Upon the point of suspension of the act of 1715, prior to its repeal by the act of 1789, I am of opinion with my brother judge, and for the reasons by him given, that it was suspended and continued so till the act of 1787, declaring the treaty of 1783 to be a part of the law of the land; for it was not settled till the making of the federal constitution, that treaties should ipso facto become a part of the laws of every state, without any act of the state legislature to make them so. It has been argued that, by an act passed in 1791, all acts and parts of acts retained in the compilation of Mr. Iredell, and not by him declared to be repealed or obsolete, or not in force, shall be held to be in force; and that the 9th section of the act of 1715, being retained therein, and having no such declaration attached to it, is therefore in force. The whole of the act of 1789 is also retained, and the repealing clause, as well as the other parts of the act: and if the repealing clause be in force, as no doubt it is, it had the same effect in 1791 as in 1788 and 1789, and continued to keep the 9th section of the act of 1715 repealed, until the passing of the act of 1799.

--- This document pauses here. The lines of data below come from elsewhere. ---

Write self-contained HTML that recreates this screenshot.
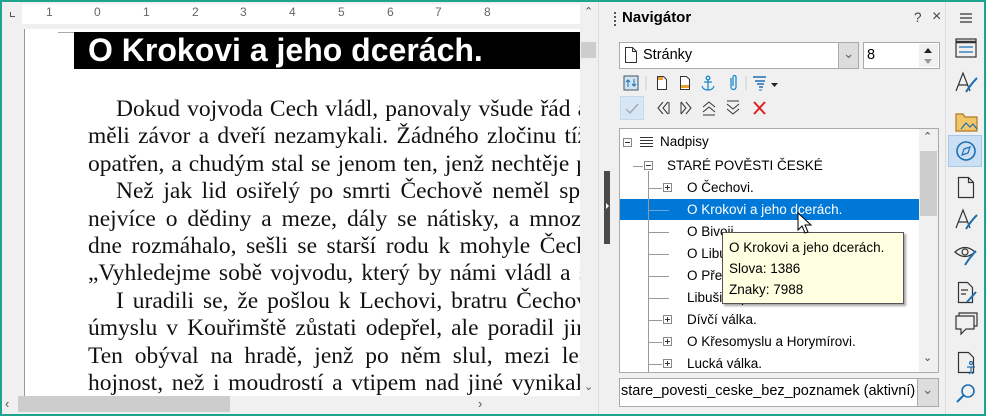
<!DOCTYPE html>
<html><head><meta charset="utf-8"><style>
*{margin:0;padding:0;box-sizing:border-box}
body{width:986px;height:416px;overflow:hidden;background:#f0f0f0;font-family:"Liberation Sans",sans-serif;position:relative}
.abs{position:absolute}
#frame{left:0;top:0;width:986px;height:416px;border:2px solid #1fa58f;z-index:50;pointer-events:none}
.doc{font-family:"Liberation Serif",serif;font-size:23.5px;color:#111;white-space:nowrap}
.doc div{width:500px;text-align:justify;text-align-last:justify;white-space:normal;height:27.4px;overflow:visible}
.ui{font-family:"Liberation Sans","DejaVu Sans",sans-serif;font-size:13.5px;color:#000;white-space:nowrap}
.row{position:absolute;left:0;height:22px;line-height:22px}
.pm{position:absolute;width:9px;height:9px;border:1px solid #888;background:#fff}
.pm:after{content:"";position:absolute;left:1px;top:3px;width:5px;height:1px;background:#333}
.pm.p:before{content:"";position:absolute;left:3px;top:1px;width:1px;height:5px;background:#333}
.hl{position:absolute;height:1px;background:#999}
.vl{position:absolute;width:1px;background:#999}
</style></head><body>
<div id="frame" class="abs"></div>
<div class="abs" style="left:22px;top:4px;width:558px;height:20px;background:#fff"></div>
<div class="abs" style="left:10px;top:12px;width:5px;height:5px;border-left:1px solid #555;border-bottom:1px solid #555"></div>
<div class="abs ui" style="left:22px;top:5px;width:558px;font-size:12px;color:#666">
<span class="abs" style="left:24px">1</span><span class="abs" style="left:72px">0</span><span class="abs" style="left:121px">1</span><span class="abs" style="left:170px">2</span><span class="abs" style="left:218px">3</span><span class="abs" style="left:267px">4</span><span class="abs" style="left:316px">5</span><span class="abs" style="left:365px">6</span><span class="abs" style="left:413px">7</span><span class="abs" style="left:462px">8</span>
</div>
<div class="abs" style="left:24px;top:29px;width:556px;height:367px;background:#fff;border-left:1px solid #999;overflow:hidden">
 <div class="abs" style="left:33px;top:3px;width:20px;height:1px;background:#aaa"></div>
 <div class="abs" style="left:49px;top:3px;width:520px;height:37px;background:#000;color:#fff;font-weight:bold;font-size:32px;line-height:37px;padding-left:14px;white-space:nowrap">O Krokovi a jeho dcerách.</div>
 <div class="doc abs" style="left:63px;top:67px;line-height:27.4px">
  <div style="padding-left:28px">Dokud vojvoda Cech vládl, panovaly všude řád a</div>
  <div>měli závor a dveří nezamykali. Žádného zločinu tíž</div>
  <div>opatřen, a chudým stal se jenom ten, jenž nechtěje p</div>
  <div style="padding-left:28px">Než jak lid osiřelý po smrti Čechově neměl spr</div>
  <div>nejvíce o dědiny a meze, dály se nátisky, a mnozí</div>
  <div>dne rozmáhalo, sešli se starší rodu k mohyle Čech</div>
  <div>„Vyhledejme sobě vojvodu, který by námi vládl a s</div>
  <div style="padding-left:28px">I uradili se, že pošlou k Lechovi, bratru Čechov</div>
  <div>úmyslu v Kouřimště zůstati odepřel, ale poradil jin</div>
  <div>Ten obýval na hradě, jenž po něm slul, mezi les</div>
  <div>hojnost, než i moudrostí a vtipem nad jiné vynikal.</div>
 </div>
</div>
<div class="abs" style="left:580px;top:4px;width:17px;height:392px;background:#f0f0f0"></div>
<div class="abs ui" style="left:584px;top:5px;font-size:11px;color:#555">&#8963;</div>
<div class="abs" style="left:581px;top:42px;width:15px;height:16px;background:#cdcdcd"></div>
<div class="abs ui" style="left:584px;top:380px;font-size:11px;color:#555">&#8964;</div>
<div class="abs" style="left:18px;top:396px;width:212px;height:16px;background:#cdcdcd"></div>
<div class="abs ui" style="left:5px;top:396px;font-size:13px;color:#555">&lsaquo;</div>
<div class="abs ui" style="left:478px;top:396px;font-size:13px;color:#555">&rsaquo;</div>
<div class="abs" style="left:598px;top:2px;width:13px;height:412px;background:#f0f0f0;border-left:1px solid #ddd"></div>
<div class="abs" style="left:604px;top:171px;width:6px;height:73px;background:#4a4a4a"></div>
<div class="abs" style="left:606px;top:203px;width:0;height:0;border-left:3px solid #fff;border-top:3px solid transparent;border-bottom:3px solid transparent"></div>
<div class="abs" style="left:614px;top:12px;width:2px;height:14px;border-left:2px dotted #555"></div>
<div class="abs ui" style="left:622px;top:9px;font-weight:bold;font-size:15px">Navigátor</div>
<div class="abs ui" style="left:914px;top:10px;color:#444">?</div>
<div class="abs ui" style="left:932px;top:8px;color:#444;font-size:16px">×</div>
<div class="abs" style="left:619px;top:42px;width:240px;height:27px;background:#fff;border:1px solid #aaa"></div>
<div class="abs" style="left:838px;top:43px;width:20px;height:25px;background:#ddd;border-left:1px solid #aaa"></div>
<div class="abs ui" style="left:843px;top:46px;color:#666">&#8964;</div>
<svg class="abs" style="left:624px;top:46px" width="14" height="18"><path d="M1.5 1.5h7l4 4v11h-11z M8.5 1.5v4h4" fill="#fff" stroke="#333"/></svg>
<div class="abs ui" style="left:643px;top:47px;font-size:14.5px">Stránky</div>
<div class="abs" style="left:863px;top:42px;width:77px;height:27px;background:#fff;border:1px solid #aaa"></div>
<div class="abs ui" style="left:867px;top:47px;font-size:14.5px">8</div>
<div class="abs" style="left:919px;top:44px;width:19px;height:23px;background:#f0f0f0"></div>
<div class="abs" style="left:924px;top:48px;border-left:4px solid transparent;border-right:4px solid transparent;border-bottom:5px solid #222"></div>
<div class="abs" style="left:924px;top:59px;border-left:4px solid transparent;border-right:4px solid transparent;border-top:5px solid #999"></div>
<svg class="abs" style="left:622px;top:73px" width="170" height="20">
<rect x="2" y="3" width="14" height="14" fill="#cfe3f3" stroke="#456"/><path d="M6 14V7M4 9l2-2 2 2M12 6v7M10 11l2 2 2-2" stroke="#1f6fb0" fill="none"/>
<line x1="24" y1="3" x2="24" y2="17" stroke="#ccc"/>
<path d="M35.5 3.5h6l3 3v10h-9z" fill="#fff" stroke="#333"/><rect x="36" y="4" width="5" height="3" fill="#e9a030"/>
<path d="M58.5 3.5h6l3 3v10h-9z" fill="#fff" stroke="#333"/><rect x="59" y="12" width="8" height="3" fill="#e9a030"/>
<g stroke="#1f8ac9" fill="none" stroke-width="1.3"><circle cx="86" cy="5" r="1.8"/><path d="M86 7v10M82 9h8M80 13q1 4 6 4 5 0 6-4"/></g>
<path d="M109 5v9a2.5 2.5 0 0 0 5 0V4a1.5 1.5 0 0 0-3 0v9" stroke="#1f8ac9" fill="none" stroke-width="1.3"/>
<line x1="124" y1="3" x2="124" y2="17" stroke="#ccc"/>
<g stroke="#1f6fb0" stroke-width="1.5"><path d="M131 4h13M133 8h10M135 11h7M137 14h4"/></g><path d="M137 17h3" stroke="#1f6fb0"/>
<path d="M149 10h7l-3.5 4z" fill="#222"/>
</svg>
<div class="abs" style="left:620px;top:96px;width:24px;height:24px;background:#d6e6f4;border:1px solid #c4d8ea"></div>
<svg class="abs" style="left:622px;top:98px" width="160" height="20">
<path d="M4 11l4 4 8-9" stroke="#aab" fill="none" stroke-width="1.5"/>
<g stroke="#333" fill="none"><path d="M41 4l-5 6 5 6M46 4l-5 6 5 6M47 4v12"/><path d="M59 4v12M59 4l5 6-5 6M64 4l5 6-5 6"/><path d="M81 9l6-5 6 5M81 14l6-5 6 5M81 17h12"/><path d="M105 3h12M105 6l6 5 6-5M105 11l6 5 6-5"/></g>
<path d="M132 4l11 12M143 4l-11 12" stroke="#e02020" stroke-width="2"/>
</svg>
<div class="abs" style="left:619px;top:128px;width:320px;height:245px;background:#fff;border:1px solid #aaa;overflow:hidden">
 <div class="abs" style="left:299px;top:0;width:19px;height:243px;background:#f0f0f0"></div>
 <div class="abs" style="left:300px;top:22px;width:17px;height:65px;background:#cdcdcd"></div>
 <div class="abs ui" style="left:303px;top:1px;font-size:11px;color:#444">&#8963;</div>
 <div class="abs ui" style="left:303px;top:222px;font-size:11px;color:#444">&#8964;</div>
 <div class="abs" style="left:0;top:70px;width:299px;height:21px;background:#0078d7"></div>
 <div class="vl" style="left:28px;top:42px;height:210px"></div>
 <div class="hl" style="left:13px;top:37px;width:10px"></div>
 <div class="pm" style="left:3px;top:9px"></div>
 <svg class="abs" style="left:20px;top:7px" width="14" height="12"><path d="M0 1.5h13M0 4.5h13M0 7.5h13M0 10.5h13" stroke="#333"/></svg>
 <div class="row ui" style="left:40px;top:2px">Nadpisy</div>
 <div class="pm" style="left:24px;top:32px"></div>
 <div class="row ui" style="left:47px;top:26px">STARÉ POVĚSTI ČESKÉ</div>
 <div class="hl" style="left:29px;top:59px;width:13px"></div><div class="pm p" style="left:43px;top:54px"></div>
 <div class="row ui" style="left:67px;top:48px">O Čechovi.</div>
 <div class="hl" style="left:29px;top:81px;width:20px;background:#6aa7e0"></div>
 <div class="row ui" style="left:67px;top:70px;color:#fff">O Krokovi a jeho dcerách.</div>
 <div class="hl" style="left:29px;top:103px;width:20px"></div><div class="row ui" style="left:67px;top:92px">O Bivoji.</div>
 <div class="hl" style="left:29px;top:125px;width:20px"></div><div class="row ui" style="left:67px;top:114px">O Libuši.</div>
 <div class="hl" style="left:29px;top:147px;width:20px"></div><div class="row ui" style="left:67px;top:136px">O Přemyslovi.</div>
 <div class="hl" style="left:29px;top:169px;width:20px"></div><div class="row ui" style="left:67px;top:158px">Libušina proroctví.</div>
 <div class="hl" style="left:29px;top:191px;width:13px"></div><div class="pm p" style="left:43px;top:186px"></div><div class="row ui" style="left:67px;top:180px">Dívčí válka.</div>
 <div class="hl" style="left:29px;top:213px;width:13px"></div><div class="pm p" style="left:43px;top:208px"></div><div class="row ui" style="left:67px;top:202px">O Křesomyslu a Horymírovi.</div>
 <div class="hl" style="left:29px;top:235px;width:13px"></div><div class="pm p" style="left:43px;top:230px"></div><div class="row ui" style="left:67px;top:224px">Lucká válka.</div>
</div>
<div class="abs ui" style="left:722px;top:232px;width:182px;height:72px;background:#ffffe1;border:1px solid #555;box-shadow:2px 2px 2px rgba(0,0,0,.35);padding:4px 0 0 6px;line-height:21px;font-size:13.5px">O Krokovi a jeho dcerách.<br>Slova: 1386<br>Znaky: 7988</div>
<svg class="abs" style="left:797px;top:212px" width="16" height="24"><path d="M1 1v17l4-4 3 7 3-1-3-7h6z" fill="#fff" stroke="#000"/></svg>
<div class="abs" style="left:619px;top:378px;width:320px;height:29px;background:#fff;border:1px solid #aaa"></div>
<div class="abs" style="left:917px;top:379px;width:21px;height:27px;background:#ddd;border-left:1px solid #aaa"></div>
<div class="abs ui" style="left:922px;top:382px;color:#666">&#8964;</div>
<div class="abs ui" style="left:621px;top:383px;font-size:14.5px">stare_povesti_ceske_bez_poznamek (aktivní)</div>
<div class="abs" style="left:945px;top:2px;width:39px;height:412px;background:#f0f0f0;border-left:1px solid #ddd"></div>
<div class="abs" style="left:948px;top:135px;width:34px;height:32px;background:#cce0f5;border:1px solid #a8c8e8"></div>
<svg class="abs" style="left:950px;top:2px" width="34" height="412">
<g fill="none" stroke="#333" stroke-width="1.2">
<path d="M10 12h12M10 16h12M10 20h12"/>
<rect x="6" y="37" width="20" height="18"/><path d="M6 40h20" stroke-width="2.5"/><path d="M9 45h14M9 50h14" stroke="#1f6fb0"/>
<path d="M6 89l7-18 7 18M8.5 83h9"/><path d="M16 90q5-8 11-14" stroke="#1f6fb0" stroke-width="2"/>
<path d="M6 112h7l2 3h12v14H6z" fill="#f1c56a" stroke="#b07a20"/><path d="M11 127l5-6 4 4 3-3 4 5" stroke="#1f6fb0"/>
<circle cx="16" cy="149" r="9" stroke="#1f6fb0" stroke-width="1.6"/><path d="M20 145l-6 2-2 6 6-2z" stroke="#1f6fb0"/>
<path d="M8.5 175.5h10l5 5v15h-15z M18.5 175.5v5h5"/>
<path d="M6 226l7-18 7 18M8.5 220h9"/><path d="M16 227q5-8 11-14" stroke="#1f6fb0" stroke-width="2"/>
<path d="M5 250q10-9 20 0q-10 9-20 0z"/><circle cx="15" cy="250" r="3"/><path d="M15 263q5-8 11-14" stroke="#1f6fb0" stroke-width="2"/>
<path d="M8.5 280.5h9l5 5v15h-14z"/><path d="M11 288h7M11 292h5" /><path d="M17 300l9-10" stroke="#1f6fb0" stroke-width="2"/>
<path d="M6 314h18v13h-8l-5 5v-5H6z"/><path d="M9 314v-3h18v13h-3"/>
<path d="M8.5 350.5h10l5 5v15h-15z"/><circle cx="21" cy="361" r="1.5" stroke="#1f6fb0"/><path d="M17 365h8M21 365v5M19 372l2-2 2 2" stroke="#1f6fb0"/>
<circle cx="18" cy="389" r="6" stroke="#1f6fb0" stroke-width="1.6"/><path d="M14 393l-7 7" stroke="#1f6fb0" stroke-width="2"/>
</g></svg>
</body></html>
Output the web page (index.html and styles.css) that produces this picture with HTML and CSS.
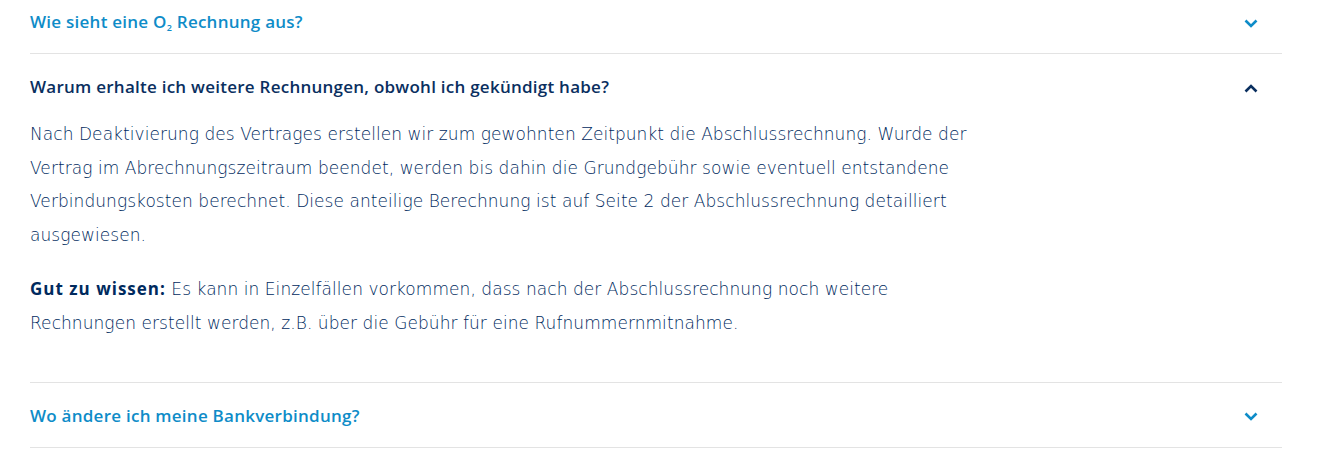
FILE: index.html
```html
<!DOCTYPE html>
<html lang="de">
<head>
<meta charset="utf-8">
<title>FAQ</title>
<link rel="stylesheet" href="styles.css">
</head>
<body>
<div class="faq">
  <div class="item">
    <div class="head">
      <span class="q">Wie sieht eine O<sub class="sub">2</sub> Rechnung aus?</span>
      <svg class="chev" width="14" height="9" viewBox="0 0 14 9"><path d="M1.5 1.5 L7 7 L12.5 1.5" fill="none" stroke="currentColor" stroke-width="2.6"/></svg>
    </div>
  </div>
  <div class="item open">
    <div class="head">
      <span class="q">Warum erhalte ich weitere Rechnungen, obwohl ich gekündigt habe?</span>
      <svg class="chev" width="14" height="9" viewBox="0 0 14 9"><path d="M1.5 7.5 L7 2 L12.5 7.5" fill="none" stroke="currentColor" stroke-width="2.6"/></svg>
    </div>
    <div class="body">
      <p>Nach Deaktivierung des Vertrages erstellen wir zum gewohnten Zeitpunkt die Abschlussrechnung. Wurde der Vertrag im Abrechnungszeitraum beendet, werden bis dahin die Grundgebühr sowie eventuell entstandene Verbindungskosten berechnet. Diese anteilige Berechnung ist auf Seite 2 der Abschlussrechnung detailliert ausgewiesen.</p>
      <p><strong>Gut zu wissen:</strong> Es kann in Einzelfällen vorkommen, dass nach der Abschlussrechnung noch weitere Rechnungen erstellt werden, z.B. über die Gebühr für eine Rufnummernmitnahme.</p>
    </div>
  </div>
  <div class="item">
    <div class="head">
      <span class="q">Wo ändere ich meine Bankverbindung?</span>
      <svg class="chev" width="14" height="9" viewBox="0 0 14 9"><path d="M1.5 1.5 L7 7 L12.5 1.5" fill="none" stroke="currentColor" stroke-width="2.6"/></svg>
    </div>
  </div>
</div>
</body>
</html>
```

FILE: styles.css
```css
html, body {
  margin: 0;
  padding: 0;
  background: #ffffff;
}
body {
  font-family: "Open Sans", "Noto Sans", sans-serif;
}
.faq {
  margin: -11px 44px 0 30px;
}
.item {
  border-bottom: 1px solid #e3e3e3;
}
.head {
  display: flex;
  align-items: center;
  justify-content: space-between;
  padding: 23px 0 21px;
  color: #0e8cc8;
}
.item.open .head {
  color: #0a2f5f;
}
.q {
  font-size: 17px;
  line-height: 20px;
  font-weight: 600;
  letter-spacing: 0.25px;
}
.sub {
  font-size: 9px;
  vertical-align: -3px;
  line-height: 0;
}
.chev {
  margin-right: 24px;
  margin-top: 2px;
  display: block;
}
.body {
  color: #002a5e;
  font-family: "DejaVu Sans", sans-serif;
  font-size: 17px;
  font-weight: 200;
  line-height: 33.6px;
  letter-spacing: 0.06px;
  max-width: 950px;
  padding-bottom: 41px;
}
.body p {
  margin: 0;
}
.body p + p {
  margin-top: 20px;
}
.body strong {
  font-family: "Open Sans", sans-serif;
  font-weight: 700;
  letter-spacing: 1px;
}
```
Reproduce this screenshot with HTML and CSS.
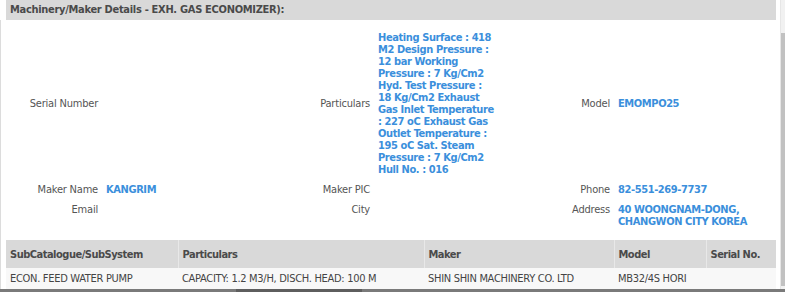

NOTE. This cause was removed to the supreme court by writ of error, where it was also decided that the act of 1715 had been repealed by the act of 1789.

N. B. The reporter was of the same opinion in 1799 when he published the manual, and placed the act of 1715 as taking effect in the year 1799; hut Judge Taylor, and some of the other judges of the court of conference, were of a different opinion, and held the act of 1715 not to have been repealed by that of 1789.